• **Data excerpt**
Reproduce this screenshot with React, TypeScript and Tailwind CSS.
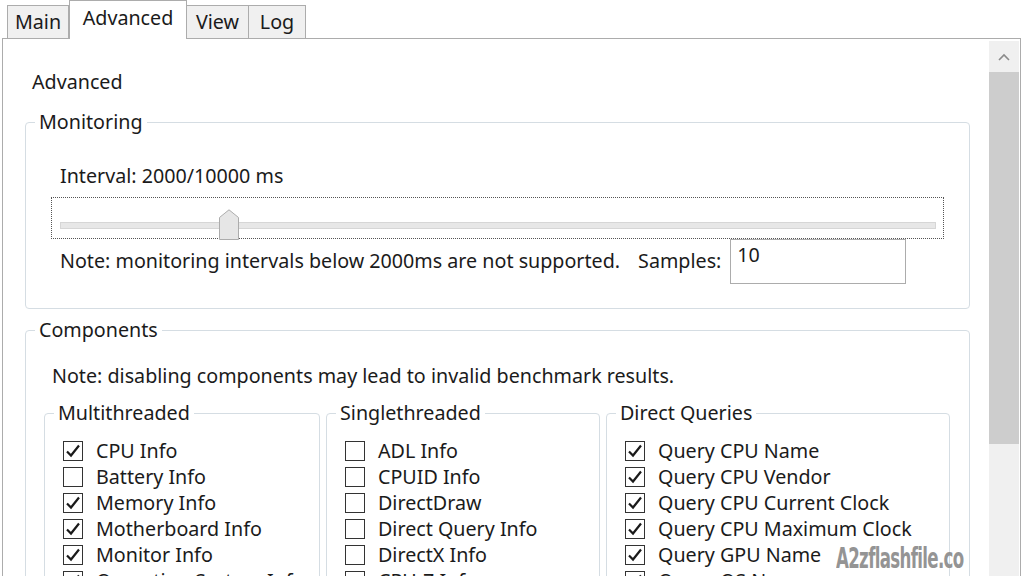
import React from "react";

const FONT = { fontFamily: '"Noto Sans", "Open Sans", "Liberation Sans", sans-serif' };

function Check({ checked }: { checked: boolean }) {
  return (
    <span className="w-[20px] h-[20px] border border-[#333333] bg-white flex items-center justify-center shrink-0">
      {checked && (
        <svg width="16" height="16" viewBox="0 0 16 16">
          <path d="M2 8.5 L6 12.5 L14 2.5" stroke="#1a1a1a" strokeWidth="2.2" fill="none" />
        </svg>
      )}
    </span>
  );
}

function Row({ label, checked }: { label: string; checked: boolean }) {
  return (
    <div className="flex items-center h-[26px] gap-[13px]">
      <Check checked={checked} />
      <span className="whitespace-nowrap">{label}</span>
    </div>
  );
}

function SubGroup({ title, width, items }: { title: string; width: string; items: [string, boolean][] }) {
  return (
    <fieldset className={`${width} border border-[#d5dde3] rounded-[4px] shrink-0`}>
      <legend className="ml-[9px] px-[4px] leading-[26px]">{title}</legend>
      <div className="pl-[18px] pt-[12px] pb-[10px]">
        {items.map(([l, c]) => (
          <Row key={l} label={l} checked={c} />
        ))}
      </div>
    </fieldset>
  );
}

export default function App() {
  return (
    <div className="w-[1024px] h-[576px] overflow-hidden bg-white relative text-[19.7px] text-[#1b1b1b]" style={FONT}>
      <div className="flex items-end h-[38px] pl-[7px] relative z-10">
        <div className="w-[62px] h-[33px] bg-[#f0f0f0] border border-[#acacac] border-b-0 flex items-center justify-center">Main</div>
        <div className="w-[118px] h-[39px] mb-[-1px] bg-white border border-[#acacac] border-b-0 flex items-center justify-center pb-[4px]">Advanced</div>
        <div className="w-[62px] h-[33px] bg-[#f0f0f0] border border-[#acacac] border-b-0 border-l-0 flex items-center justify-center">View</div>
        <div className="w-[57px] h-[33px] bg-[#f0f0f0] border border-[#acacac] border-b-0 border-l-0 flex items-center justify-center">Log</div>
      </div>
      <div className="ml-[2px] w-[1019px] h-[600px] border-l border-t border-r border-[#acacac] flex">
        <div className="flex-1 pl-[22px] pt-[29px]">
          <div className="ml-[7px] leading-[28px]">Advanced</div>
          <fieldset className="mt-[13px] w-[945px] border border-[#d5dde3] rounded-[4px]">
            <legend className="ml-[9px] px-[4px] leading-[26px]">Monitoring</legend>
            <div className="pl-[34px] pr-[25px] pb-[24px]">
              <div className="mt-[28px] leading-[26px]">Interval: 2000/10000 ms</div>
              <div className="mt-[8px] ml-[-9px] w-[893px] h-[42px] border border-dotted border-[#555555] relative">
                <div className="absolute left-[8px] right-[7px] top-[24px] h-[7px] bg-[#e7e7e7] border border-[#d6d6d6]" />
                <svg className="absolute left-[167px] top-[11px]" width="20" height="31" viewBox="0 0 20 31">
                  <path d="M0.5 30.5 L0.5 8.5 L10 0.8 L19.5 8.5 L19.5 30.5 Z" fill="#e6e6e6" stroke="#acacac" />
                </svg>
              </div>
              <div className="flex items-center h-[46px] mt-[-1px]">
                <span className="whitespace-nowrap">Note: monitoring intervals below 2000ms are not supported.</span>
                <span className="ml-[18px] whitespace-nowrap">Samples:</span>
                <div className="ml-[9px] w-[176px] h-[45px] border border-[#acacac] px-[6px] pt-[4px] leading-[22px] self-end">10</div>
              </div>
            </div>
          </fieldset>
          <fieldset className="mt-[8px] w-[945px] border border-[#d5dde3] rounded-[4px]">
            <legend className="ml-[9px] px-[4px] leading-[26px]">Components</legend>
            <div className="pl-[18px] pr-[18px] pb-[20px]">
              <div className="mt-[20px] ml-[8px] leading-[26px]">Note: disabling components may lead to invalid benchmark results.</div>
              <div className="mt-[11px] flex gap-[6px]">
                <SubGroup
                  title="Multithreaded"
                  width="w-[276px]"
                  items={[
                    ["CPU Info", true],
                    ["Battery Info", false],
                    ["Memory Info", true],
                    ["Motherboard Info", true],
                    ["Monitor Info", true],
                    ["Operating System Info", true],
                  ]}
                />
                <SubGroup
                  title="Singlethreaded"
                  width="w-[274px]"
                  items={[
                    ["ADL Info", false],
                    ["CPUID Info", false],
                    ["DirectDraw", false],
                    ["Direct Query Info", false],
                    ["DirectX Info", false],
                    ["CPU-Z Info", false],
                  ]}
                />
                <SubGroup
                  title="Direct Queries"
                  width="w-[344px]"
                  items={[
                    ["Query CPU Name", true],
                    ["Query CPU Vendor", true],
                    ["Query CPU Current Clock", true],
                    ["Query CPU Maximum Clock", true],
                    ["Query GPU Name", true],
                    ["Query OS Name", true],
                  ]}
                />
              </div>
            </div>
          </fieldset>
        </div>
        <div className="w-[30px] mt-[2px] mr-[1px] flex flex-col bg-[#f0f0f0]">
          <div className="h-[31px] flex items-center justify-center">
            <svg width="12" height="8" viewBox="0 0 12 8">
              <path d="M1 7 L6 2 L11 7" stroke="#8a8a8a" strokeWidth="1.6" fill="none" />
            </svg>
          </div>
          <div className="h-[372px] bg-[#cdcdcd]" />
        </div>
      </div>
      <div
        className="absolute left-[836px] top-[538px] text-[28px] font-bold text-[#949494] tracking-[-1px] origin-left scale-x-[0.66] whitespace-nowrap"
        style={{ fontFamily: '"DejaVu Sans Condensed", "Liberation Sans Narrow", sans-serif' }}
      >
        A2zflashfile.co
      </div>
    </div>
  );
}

• **Your objective**
Leave out the pictures and restate everything else word for word.

• **Response below**
Reproduce this screenshot with React, TypeScript and Tailwind CSS.
import React from "react";

const FONT = { fontFamily: '"Noto Sans", "Open Sans", "Liberation Sans", sans-serif' };

function Check({ checked }: { checked: boolean }) {
  return (
    <span className="w-[20px] h-[20px] border border-[#333333] bg-white flex items-center justify-center shrink-0">
      {checked && (
        <svg width="16" height="16" viewBox="0 0 16 16">
          <path d="M2 8.5 L6 12.5 L14 2.5" stroke="#1a1a1a" strokeWidth="2.2" fill="none" />
        </svg>
      )}
    </span>
  );
}

function Row({ label, checked }: { label: string; checked: boolean }) {
  return (
    <div className="flex items-center h-[26px] gap-[13px]">
      <Check checked={checked} />
      <span className="whitespace-nowrap">{label}</span>
    </div>
  );
}

function SubGroup({ title, width, items }: { title: string; width: string; items: [string, boolean][] }) {
  return (
    <fieldset className={`${width} border border-[#d5dde3] rounded-[4px] shrink-0`}>
      <legend className="ml-[9px] px-[4px] leading-[26px]">{title}</legend>
      <div className="pl-[18px] pt-[12px] pb-[10px]">
        {items.map(([l, c]) => (
          <Row key={l} label={l} checked={c} />
        ))}
      </div>
    </fieldset>
  );
}

export default function App() {
  return (
    <div className="w-[1024px] h-[576px] overflow-hidden bg-white relative text-[19.7px] text-[#1b1b1b]" style={FONT}>
      <div className="flex items-end h-[38px] pl-[7px] relative z-10">
        <div className="w-[62px] h-[33px] bg-[#f0f0f0] border border-[#acacac] border-b-0 flex items-center justify-center">Main</div>
        <div className="w-[118px] h-[39px] mb-[-1px] bg-white border border-[#acacac] border-b-0 flex items-center justify-center pb-[4px]">Advanced</div>
        <div className="w-[62px] h-[33px] bg-[#f0f0f0] border border-[#acacac] border-b-0 border-l-0 flex items-center justify-center">View</div>
        <div className="w-[57px] h-[33px] bg-[#f0f0f0] border border-[#acacac] border-b-0 border-l-0 flex items-center justify-center">Log</div>
      </div>
      <div className="ml-[2px] w-[1019px] h-[600px] border-l border-t border-r border-[#acacac] flex">
        <div className="flex-1 pl-[22px] pt-[29px]">
          <div className="ml-[7px] leading-[28px]">Advanced</div>
          <fieldset className="mt-[13px] w-[945px] border border-[#d5dde3] rounded-[4px]">
            <legend className="ml-[9px] px-[4px] leading-[26px]">Monitoring</legend>
            <div className="pl-[34px] pr-[25px] pb-[24px]">
              <div className="mt-[28px] leading-[26px]">Interval: 2000/10000 ms</div>
              <div className="mt-[8px] ml-[-9px] w-[893px] h-[42px] border border-dotted border-[#555555] relative">
                <div className="absolute left-[8px] right-[7px] top-[24px] h-[7px] bg-[#e7e7e7] border border-[#d6d6d6]" />
                <svg className="absolute left-[167px] top-[11px]" width="20" height="31" viewBox="0 0 20 31">
                  <path d="M0.5 30.5 L0.5 8.5 L10 0.8 L19.5 8.5 L19.5 30.5 Z" fill="#e6e6e6" stroke="#acacac" />
                </svg>
              </div>
              <div className="flex items-center h-[46px] mt-[-1px]">
                <span className="whitespace-nowrap">Note: monitoring intervals below 2000ms are not supported.</span>
                <span className="ml-[18px] whitespace-nowrap">Samples:</span>
                <div className="ml-[9px] w-[176px] h-[45px] border border-[#acacac] px-[6px] pt-[4px] leading-[22px] self-end">10</div>
              </div>
            </div>
          </fieldset>
          <fieldset className="mt-[8px] w-[945px] border border-[#d5dde3] rounded-[4px]">
            <legend className="ml-[9px] px-[4px] leading-[26px]">Components</legend>
            <div className="pl-[18px] pr-[18px] pb-[20px]">
              <div className="mt-[20px] ml-[8px] leading-[26px]">Note: disabling components may lead to invalid benchmark results.</div>
              <div className="mt-[11px] flex gap-[6px]">
                <SubGroup
                  title="Multithreaded"
                  width="w-[276px]"
                  items={[
                    ["CPU Info", true],
                    ["Battery Info", false],
                    ["Memory Info", true],
                    ["Motherboard Info", true],
                    ["Monitor Info", true],
                    ["Operating System Info", true],
                  ]}
                />
                <SubGroup
                  title="Singlethreaded"
                  width="w-[274px]"
                  items={[
                    ["ADL Info", false],
                    ["CPUID Info", false],
                    ["DirectDraw", false],
                    ["Direct Query Info", false],
                    ["DirectX Info", false],
                    ["CPU-Z Info", false],
                  ]}
                />
                <SubGroup
                  title="Direct Queries"
                  width="w-[344px]"
                  items={[
                    ["Query CPU Name", true],
                    ["Query CPU Vendor", true],
                    ["Query CPU Current Clock", true],
                    ["Query CPU Maximum Clock", true],
                    ["Query GPU Name", true],
                    ["Query OS Name", true],
                  ]}
                />
              </div>
            </div>
          </fieldset>
        </div>
        <div className="w-[30px] mt-[2px] mr-[1px] flex flex-col bg-[#f0f0f0]">
          <div className="h-[31px] flex items-center justify-center">
            <svg width="12" height="8" viewBox="0 0 12 8">
              <path d="M1 7 L6 2 L11 7" stroke="#8a8a8a" strokeWidth="1.6" fill="none" />
            </svg>
          </div>
          <div className="h-[372px] bg-[#cdcdcd]" />
        </div>
      </div>
      <div
        className="absolute left-[836px] top-[538px] text-[28px] font-bold text-[#949494] tracking-[-1px] origin-left scale-x-[0.66] whitespace-nowrap"
        style={{ fontFamily: '"DejaVu Sans Condensed", "Liberation Sans Narrow", sans-serif' }}
      >
        A2zflashfile.co
      </div>
    </div>
  );
}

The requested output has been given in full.